Thursday, May 22, 2008

Stupid or Dishonest?

I was all set to give a nod of praise to NPR on Thursday morning when they noted that they made a mistake regarding the oath that cadets and faculty take at the Air Force Academy (see my post below). But there was a little problem with their "correction." Renee Montagne said:
"...we mistakenly said cadets quote 'take an oath to support the Commander in Chief.' Members of the military wrote to point out that their oath only calls for them to obey the President not support him."
That's completely untrue. Wednesday morning's NPR report said nothing about an oath "to support" the Commander in Chief.

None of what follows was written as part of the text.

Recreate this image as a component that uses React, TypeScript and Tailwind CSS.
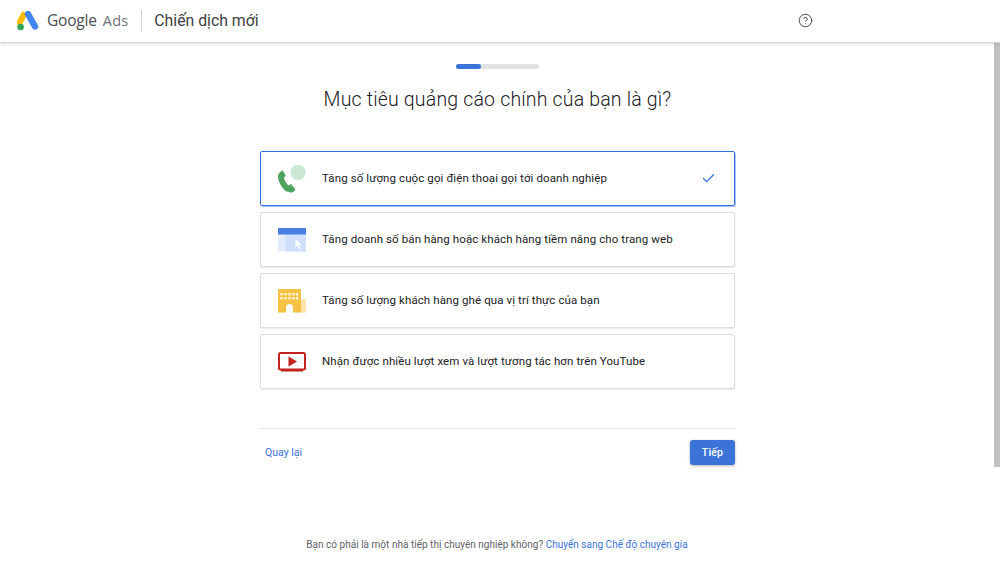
import React from 'react'
import { Check, CircleHelp } from 'lucide-react'

const GoogleAdsLogo = () => (
  <svg width="22" height="20" viewBox="0 0 22 20" className="shrink-0">
    <path d="M8 1.5 1.2 14" stroke="#fbbc04" strokeWidth="6" strokeLinecap="butt" fill="none" />
    <path d="M11 3 18 15.5" stroke="#4285f4" strokeWidth="6.4" strokeLinecap="round" fill="none" />
    <circle cx="3.6" cy="16" r="3.3" fill="#34a853" />
  </svg>
)

const PhoneIcon = () => (
  <svg width="28" height="28" viewBox="0 0 28 28">
    <circle cx="20" cy="7.5" r="7.7" fill="#cde7d6" />
    <path d="M14 19.8 9.2 27.3C5 25 .6 18.2 0 12.6c-.2-2 .3-3.2 1.500-4.500L4.500 5.600 7.800 11 5.800 13.100c.9 3 2.400 5.500 4.700 7.700L13 19.300Z" fill="#4da35f" transform="translate(0 -.3)" />
    <path d="M14.200 20.400 17.500 24.600 15.200 26.900C13.800 27.800 12 27.600 10.300 26.700L9 25.800 11 20.800Z" fill="#4da35f" />
  </svg>
)

const WebIcon = () => (
  <svg width="28" height="24" viewBox="0 0 28 24">
    <rect x="0" y="0" width="28" height="23.500" fill="#e3ecfc" />
    <rect x="7" y="6" width="21" height="17.500" fill="#d0dffa" />
    <rect x="0" y="0" width="28" height="6.500" fill="#4b7fe3" />
    <path d="M17.500 11 23.500 16.800 20.800 16.900 22.300 20.500 20.800 21.200 19.300 17.600 17.500 19.300Z" fill="#fff" />
  </svg>
)

const StoreIcon = () => (
  <svg width="28" height="24" viewBox="0 0 28 24">
    <rect x="22" y="10" width="6" height="13.500" fill="#fde3a7" />
    <path d="M0 0h23v23.500h-8v-5a3.500 3.500 0 0 0-7 0v5H0Z" fill="#f6c244" />
    <g fill="#fff6de">
      {[3.500, 7.500, 11.500, 15.500, 19].map((x) => (
        <React.Fragment key={x}>
          <rect x={x - 1.200} y="4" width="2.400" height="2.400" />
          <rect x={x - 1.200} y="8" width="2.400" height="2.400" />
        </React.Fragment>
      ))}
    </g>
  </svg>
)

const VideoIcon = () => (
  <svg width="28" height="20" viewBox="0 0 28 20">
    <rect x="1" y="1" width="26" height="16.500" rx="1.500" fill="#fff" stroke="#c5221f" strokeWidth="2" />
    <path d="M10.500 4.500 19 9.500 10.500 14.500Z" fill="#c5221f" />
    <rect x="3" y="18" width="22" height="1.500" fill="#c5221f" />
  </svg>
)

const goals = [
  { id: 'calls', label: 'Tăng số lượng cuộc gọi điện thoại gọi tới doanh nghiệp', icon: <PhoneIcon />, selected: true },
  { id: 'web', label: 'Tăng doanh số bán hàng hoặc khách hàng tiềm năng cho trang web', icon: <WebIcon /> },
  { id: 'visits', label: 'Tăng số lượng khách hàng ghé qua vị trí thực của bạn', icon: <StoreIcon /> },
  { id: 'youtube', label: 'Nhận được nhiều lượt xem và lượt tương tác hơn trên YouTube', icon: <VideoIcon /> },
]

export default function App() {
  return (
    <div className="relative h-[568px] w-[1000px] overflow-hidden bg-white font-['Roboto',sans-serif] text-[#202124]">
      <header className="relative z-10 flex h-[43px] items-center border-b border-[#d5d6d8] bg-white pb-[1px] pl-[17px] shadow-[0_1px_3px_rgba(60,64,67,0.18)]">
        <GoogleAdsLogo />
        <span className="ml-[8px] font-['Open_Sans',sans-serif] text-[15.500px] tracking-[-0.2px] text-[#4b4f54]">Google</span>
        <span className="ml-[6px] font-['Open_Sans',sans-serif] text-[14.500px] tracking-[0.2px] text-[#6f7377]">Ads</span>
        <div className="ml-[13px] h-[22px] w-px bg-[#d0d2d4]" />
        <span className="ml-[12px] text-[15.800px] text-[#3c4043]">Chiến dịch mới</span>
        <CircleHelp className="ml-[539px] h-[15px] w-[15px] text-[#3c4043]" strokeWidth={1.500} />
      </header>

      <div className="absolute right-0 top-[43px] h-[424px] w-[6px] bg-[#c1c1c1]" />

      <main className="ml-[260px] flex w-[475px] flex-col">
        <div className="mx-auto mt-[21px] h-[5px] w-[83px] rounded-full bg-[#e0e1e3]">
          <div className="h-full w-[25px] rounded-full bg-[#3b73d9]" />
        </div>
        <h1 className="mt-[17px] text-center text-[19.500px] leading-[28px] font-light tracking-[0.18px] text-[#202124]">
          Mục tiêu quảng cáo chính của bạn là gì?
        </h1>

        <div className="mt-[37px] flex flex-col gap-[6px]">
          {goals.map((goal) => (
            <div
              key={goal.id}
              className={
                goal.selected
                  ? 'flex h-[55px] items-center rounded-[2px] border border-[#2f6ee0] pr-[18px] shadow-[1px_1px_0_rgba(47,110,224,0.4)]'
                  : 'flex h-[55px] items-center rounded-[2px] border border-[#dadce0] pr-[18px] shadow-[0_1px_1px_rgba(60,64,67,0.12)]'
              }
            >
              <div className="ml-[17px] flex w-[28px] shrink-0 justify-center">{goal.icon}</div>
              <span className="ml-[16px] flex-1 text-[11.500px] tracking-[0.1px] text-[#202124]">{goal.label}</span>
              {goal.selected && <Check className="h-[15px] w-[15px] text-[#2f6ee0]" strokeWidth={2} />}
            </div>
          ))}
        </div>

        <div className="mt-[39px] h-px bg-[#e6e7e9]" />
        <div className="mt-[11px] flex items-center justify-between">
          <a className="ml-[5px] text-[10.500px] tracking-[0px] text-[#3b73d9]">Quay lại</a>
          <button className="h-[25px] w-[45px] rounded-[3px] bg-[#3b73d9] text-[10.500px] font-medium tracking-[0.2px] text-white shadow-[0_1px_3px_rgba(60,64,67,0.4)]">
            Tiếp
          </button>
        </div>
      </main>

      <p className="mt-[72px] w-[994px] text-center text-[10px] tracking-[0.02px] text-[#5f6368]">
        Bạn có phải là một nhà tiếp thị chuyên nghiệp không?{' '}
        <a className="text-[#3b73d9]">Chuyển sang Chế độ chuyên gia</a>
      </p>
    </div>
  )
}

Here's the exact segment in question (again):
"at the Air Force Academy where students and most faculty members take an oath to obey the Commander in Chief."
That's curious, don't you think. Kind of odd to misquote yourself, apologize for the misquote - and then offer a correction that restates what was actually said in the first place!

My reason for posting on this below was two-fold:
  • First, cadets DO NOT take the same oath as enlisted members of the military. There is simply nothing in their oath about the Commander in Chief.
  • Second, the explicit emphasis in the cadet oath - and for that matter in the enlistment and officer's oath - is to "support and defend the Constitution of the United States against all enemies, foreign and domestic."
And there's the rub. The soul of all military oaths is to support and defend the Constitution (not a person) and anyone with even a bit of brain activity knows who qualifies as the Constitution's greatest enemy - foreign or domestic. One has to admit that it does put active military personnel in a bind: they are sworn to defend the Constitution against its enemies and also to obey the person who is out to gut it - a situation the founders would have found rather shocking.

That brings us back to NPR. Why in God's name would they make such a mind-numbingly stupid error? Either their staff and host are utter incompetents or the "mistake" wasn't an error at all, but a tactic for reinforcing the anti-Constitutional Commander in Chief worship/allegiance that has so run amok of late.

4 comments:

Porter Melmoth said...

I think this is why the term 'fascist' has come up when considering the Bush Administration. In the past, these issues wouldn't be brought up because most people assumed a soldier's loyalty was to country (manifested in the Constitution), rather than to one (fearless) leader. Neocon strategist probably think that soldiers need a person to focus on rather than an idea. Sounds like shades of fascism, to me. If citizens do not understand this issue, our democracy is indeed imperiled.

NPR seems comfortable with the 'leader' option.

Porter Melmoth said...

Correction: for 'strategist' read 'strategists'

big!pink!fuzzy!bunny! said...

Sloppy, sloppy, sloppy. Swear you get more accurate reporting from 'Kid's News.' But they're only on Saturday mornings.

Anonymous said...

Or?

My vote is for stupid and dishonest.

Neocon Propaganda Radio never misses an opportunity to allude to Bush, who is only Commander in Chief for the armed services and not the citizenry, by grandiose militaristic terms.

Now if only Congress had spine to recall their oath to protect and defend the Constitution maybe we'd have some impeachment hearings!